Object lessons always go over well with young people. The visual contact creates a lasting image of your point in the student’s mind. While trying to teach a group of Junior High students a lesson in removing preconceived notions before learning can occur, I tried an object lesson. I dressed as an elderly lady in her eighties, even though I was about 35 at the time. I wore a gray wig, applied heavy make-up, thick glasses, and donned a baggy out of style dress. My stockings even bagged at the ankles; I went all out. Not recognizing me as I entered the room, small muffled snickers began to break out. I shuffled papers as if confused, even pretended to have difficulty walking and moving. By the time I reached the podium, they were already convinced I couldn’t teach them anything. Why? Their perception was that only someone as young and “hip” as they were could be competent. As I expected and before I could begin to speak, a young man in the back made a wise crack about the “old lady” and the rest followed suit with several chuckles.

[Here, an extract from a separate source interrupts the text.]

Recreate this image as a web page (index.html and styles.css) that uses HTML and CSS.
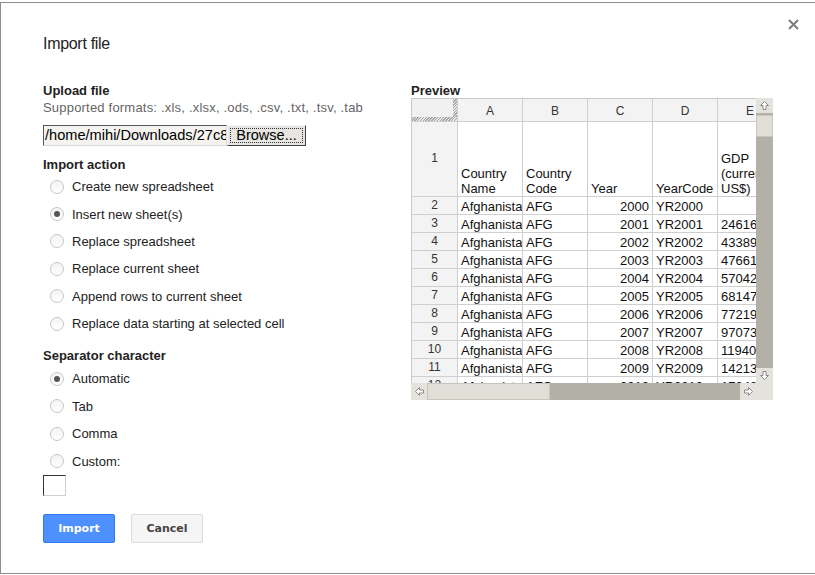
FILE: index.html
```html
<!DOCTYPE html>
<html>
<head>
<meta charset="utf-8">
<title>Import file</title>
<link rel="stylesheet" href="styles.css">
</head>
<body>
<div class="dialog">
  <svg class="close" width="11" height="11" viewBox="0 0 11 11"><path d="M1 1L10 10M10 1L1 10" stroke="#7c7c7c" stroke-width="2"/></svg>
  <h1 class="title">Import file</h1>
  <div class="cols">
    <div class="left">
      <div class="h">Upload file</div>
      <div class="formats">Supported formats: .xls, .xlsx, .ods, .csv, .txt, .tsv, .tab</div>
      <div class="file">
        <div class="file-text">/home/mihi/Downloads/27c8fd2e-data.csv</div>
        <div class="browse"><span>Browse...</span></div>
      </div>
      <div class="h h-action">Import action</div>
      <div class="radios">
        <div class="row"><span class="r"></span>Create new spreadsheet</div>
        <div class="row"><span class="r on"></span>Insert new sheet(s)</div>
        <div class="row"><span class="r"></span>Replace spreadsheet</div>
        <div class="row"><span class="r"></span>Replace current sheet</div>
        <div class="row"><span class="r"></span>Append rows to current sheet</div>
        <div class="row"><span class="r"></span>Replace data starting at selected cell</div>
      </div>
      <div class="h h-sep">Separator character</div>
      <div class="radios radios-sep">
        <div class="row"><span class="r on"></span>Automatic</div>
        <div class="row"><span class="r"></span>Tab</div>
        <div class="row"><span class="r"></span>Comma</div>
        <div class="row"><span class="r"></span>Custom:</div>
      </div>
      <div class="custom-box"></div>
      <div class="buttons">
        <button class="btn btn-primary">Import</button>
        <button class="btn btn-cancel">Cancel</button>
      </div>
    </div>
    <div class="right">
      <div class="h">Preview</div>
      <div class="sheetbox">
        <div class="viewport">
          <div class="sheet">
            <div class="corner"></div>
            <div class="ch">A</div><div class="ch">B</div><div class="ch">C</div><div class="ch">D</div><div class="ch">E</div><div class="ch">F</div>

            <div class="rh">1</div>
            <div class="c hdr">Country Name</div>
            <div class="c hdr">Country Code</div>
            <div class="c hdr">Year</div>
            <div class="c hdr">YearCode</div>
            <div class="c hdr">GDP (current US$)</div>
            <div class="c hdr"></div>

            <div class="rh">2</div><div class="c">Afghanistan</div><div class="c">AFG</div><div class="c num">2000</div><div class="c">YR2000</div><div class="c"></div><div class="c"></div>
            <div class="rh">3</div><div class="c">Afghanistan</div><div class="c">AFG</div><div class="c num">2001</div><div class="c">YR2001</div><div class="c">2461666315</div><div class="c"></div>
            <div class="rh">4</div><div class="c">Afghanistan</div><div class="c">AFG</div><div class="c num">2002</div><div class="c">YR2002</div><div class="c">4338907579</div><div class="c"></div>
            <div class="rh">5</div><div class="c">Afghanistan</div><div class="c">AFG</div><div class="c num">2003</div><div class="c">YR2003</div><div class="c">4766127272</div><div class="c"></div>
            <div class="rh">6</div><div class="c">Afghanistan</div><div class="c">AFG</div><div class="c num">2004</div><div class="c">YR2004</div><div class="c">5704202651</div><div class="c"></div>
            <div class="rh">7</div><div class="c">Afghanistan</div><div class="c">AFG</div><div class="c num">2005</div><div class="c">YR2005</div><div class="c">6814753581</div><div class="c"></div>
            <div class="rh">8</div><div class="c">Afghanistan</div><div class="c">AFG</div><div class="c num">2006</div><div class="c">YR2006</div><div class="c">7721931671</div><div class="c"></div>
            <div class="rh">9</div><div class="c">Afghanistan</div><div class="c">AFG</div><div class="c num">2007</div><div class="c">YR2007</div><div class="c">9707373721</div><div class="c"></div>
            <div class="rh">10</div><div class="c">Afghanistan</div><div class="c">AFG</div><div class="c num">2008</div><div class="c">YR2008</div><div class="c">11940296131</div><div class="c"></div>
            <div class="rh">11</div><div class="c">Afghanistan</div><div class="c">AFG</div><div class="c num">2009</div><div class="c">YR2009</div><div class="c">14213603457</div><div class="c"></div>
            <div class="rh">12</div><div class="c">Afghanistan</div><div class="c">AFG</div><div class="c num">2010</div><div class="c">YR2010</div><div class="c">17243206989</div><div class="c"></div>
          </div>
        </div>
        <div class="vbar">
          <div class="sbtn"><svg width="9" height="9" viewBox="0 0 9 9"><path d="M4.5 0.5L8.5 4.5H6V8.5H3V4.5H0.5Z" fill="#fff" stroke="#8a8a8a" stroke-width="1"/></svg></div>
          <div class="vthumb"><i class="grip"></i></div>
          <div class="vtrack"></div>
          <div class="sbtn"><svg width="9" height="9" viewBox="0 0 9 9"><path d="M4.5 8.5L8.5 4.5H6V0.5H3V4.5H0.5Z" fill="#fff" stroke="#8a8a8a" stroke-width="1"/></svg></div>
        </div>
        <div class="hbar">
          <div class="sbtn hbtn"><svg width="9" height="9" viewBox="0 0 9 9"><path d="M0.5 4.5L4.5 0.5V3H8.5V6H4.5V8.5Z" fill="#fff" stroke="#8a8a8a" stroke-width="1"/></svg></div>
          <div class="hthumb"><i class="grip"></i></div>
          <div class="htrack"></div>
          <div class="sbtn hbtn"><svg width="9" height="9" viewBox="0 0 9 9"><path d="M8.5 4.5L4.5 0.5V3H0.5V6H4.5V8.5Z" fill="#fff" stroke="#8a8a8a" stroke-width="1"/></svg></div>
        </div>
        <div class="scorner"></div>
      </div>
    </div>
  </div>
</div>
</body>
</html>
```
FILE: styles.css
```css
* { box-sizing: border-box; }
html, body { margin: 0; padding: 0; background: #fff; overflow: hidden; }
body {
  width: 815px;
  height: 575px;
  font-family: "Liberation Sans", Arial, sans-serif;
  font-size: 13px;
  color: #222;
}
.dialog {
  position: relative;
  margin-top: 2px;
  width: 840px;
  height: 572px;
  border: 1px solid #8e8e8e;
  border-right: none;
  padding: 31px 0 0 42px;
}
.close { position: absolute; left: 787px; top: 16px; }
.title {
  margin: 0;
  font-size: 16px;
  font-weight: normal;
  line-height: 20px;
  letter-spacing: -0.3px;
  color: #222;
}
.cols {
  display: grid;
  grid-template-columns: 368px 362px;
  margin-top: 29px;
}
.h { font-weight: bold; line-height: 16px; color: #222; }
.formats { color: #666; line-height: 16px; margin-top: 1px; white-space: nowrap; letter-spacing: 0.2px; }
.file { display: flex; margin-top: 9px; height: 21px; }
.file-text {
  width: 184px;
  height: 21px;
  background: #f4f3f0;
  border-top: 1px solid #555;
  border-left: 1px solid #555;
  border-right: 1px solid #d8d8d8;
  border-bottom: 1px solid #d8d8d8;
  padding-left: 1px;
  font-size: 14.6px;
  line-height: 19px;
  color: #000;
  white-space: nowrap;
  overflow: hidden;
}
.browse {
  width: 79px;
  height: 21px;
  background: #e6e5e1;
  border: 1px solid;
  border-color: #f8f8f8 #404040 #404040 #f8f8f8;
  padding: 2px;
  color: #000;
  font-size: 14.5px;
}
.browse span {
  display: block;
  height: 100%;
  border: 1px dotted #333;
  text-align: center;
  line-height: 13px;
}
.h-action { margin-top: 11px; }
.radios { display: flex; flex-direction: column; }
.row {
  height: 27.4px;
  display: flex;
  align-items: center;
  padding-left: 7px;
  gap: 8px;
  color: #222;
}
.r {
  width: 14px;
  height: 14px;
  border-radius: 50%;
  border: 1px solid #c6c6c6;
  background: linear-gradient(#f3f3f3, #fff);
  display: grid;
  place-items: center;
}
.r.on::after {
  content: "";
  width: 6px;
  height: 6px;
  border-radius: 50%;
  background: #555;
}
.h-sep { margin-top: 10.6px; }
.radios-sep { margin-top: 1.3px; }
.custom-box {
  width: 23px;
  height: 21px;
  border-top: 1px solid #333;
  border-left: 1px solid #333;
  border-right: 1px solid #d0d0d0;
  border-bottom: 1px solid #d0d0d0;
}
.buttons { display: flex; gap: 16px; margin-top: 18px; }
.btn {
  width: 72px;
  height: 29px;
  font-family: "DejaVu Sans", sans-serif;
  font-weight: bold;
  font-size: 11px;
  border-radius: 2px;
  padding: 0;
}
.btn-primary { background: #4d90fe; border: 1px solid #3079ed; color: #fff; }
.btn-cancel { background: #f5f5f5; border: 1px solid #dcdcdc; color: #444; }

/* Preview sheet */
.sheetbox {
  display: grid;
  grid-template-columns: 345px 17px;
  grid-template-rows: 285px 17px;
  width: 362px;
  margin-top: -1px;
}
.viewport {
  overflow: hidden;
  border-left: 1px solid #c8c8c8;
  border-top: 1px solid #c8c8c8;
  background: #fff;
}
.sheet {
  display: grid;
  grid-template-columns: 46px 65px 65px 65px 65px 65px 65px;
  grid-template-rows: 23px 75px repeat(11, 18px);
  width: 436px;
}
.sheet > div {
  border-right: 1px solid #cfcfcf;
  border-bottom: 1px solid #cfcfcf;
  overflow: hidden;
}
.corner {
  background:
    repeating-linear-gradient(135deg, #a8a8a8 0 1px, #e6e6e6 1px 2px) left bottom / 100% 4px no-repeat,
    repeating-linear-gradient(135deg, #a8a8a8 0 1px, #e6e6e6 1px 2px) right top / 4px 100% no-repeat,
    #f1f1f1;
}
.ch {
  background: #f3f3f3;
  text-align: center;
  font-size: 12px;
  line-height: 22px;
  padding-top: 1px;
  color: #333;
}
.rh {
  background: #f3f3f3;
  display: flex;
  align-items: center;
  justify-content: center;
  font-size: 12px;
  color: #333;
  padding-bottom: 2px;
}
.c {
  padding-left: 3px;
  padding-top: 1px;
  line-height: 17px;
  white-space: nowrap;
  color: #111;
}
.c.num { text-align: right; padding-right: 3px; padding-left: 0; }
.c.hdr {
  display: flex;
  align-items: flex-end;
  white-space: normal;
  line-height: 15px;
  padding-top: 0;
  padding-bottom: 0;
}

.vbar {
  display: flex;
  flex-direction: column;
  background: #b3b0a7;
}
.sbtn {
  height: 15px;
  flex: none;
  background: #e4e2dc;
  display: grid;
  place-items: center;
}
.vthumb {
  height: 22px;
  margin-top: 2px;
  background: #e0ded7;
  border: 1px solid #c8c5bc;
  display: grid;
  place-items: center;
}
.vtrack { flex: 1; }
.grip {
  display: block;
  width: 9px;
  height: 9px;
  background-image: radial-gradient(circle, #8d8d8d 0.6px, transparent 0.7px);
  background-size: 2px 2px;
}
.hbar {
  display: flex;
  background: #b3b0a7;
}
.hbtn { width: 16px; height: 17px; }
.hthumb {
  width: 123px;
  background: #e0ded7;
  border: 1px solid #c8c5bc;
  display: grid;
  place-items: center;
}
.htrack { flex: 1; }
.scorner { background: #e4e2dc; }
```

I pretended to be upset by it and left the room. While out in the hall, I removed the wig, glasses, etc., and returned to the classroom as the teacher the students already knew. A worried hush fell on the room and the young man immediately began his excuses as to why he had not intended to offend the “other” teacher. One of the more observant girls of course recognized me and shot the young man a look that silenced him. When they all realized I was now that same person, they were embarrassed and apologetic. My first questions to them were, “Why is it necessary for you to feel remorse now? How is the person you see now any different than the one who stood here five minutes ago?” The answers were obvious to the students.

The Bible encourages us to come to Jesus as little children because children have not yet become sullied by preconceived barriers. Most children are eager to learn and curious about everything. Pray with your students that they will come to Sunday School eager to learn something and free of barriers to learning.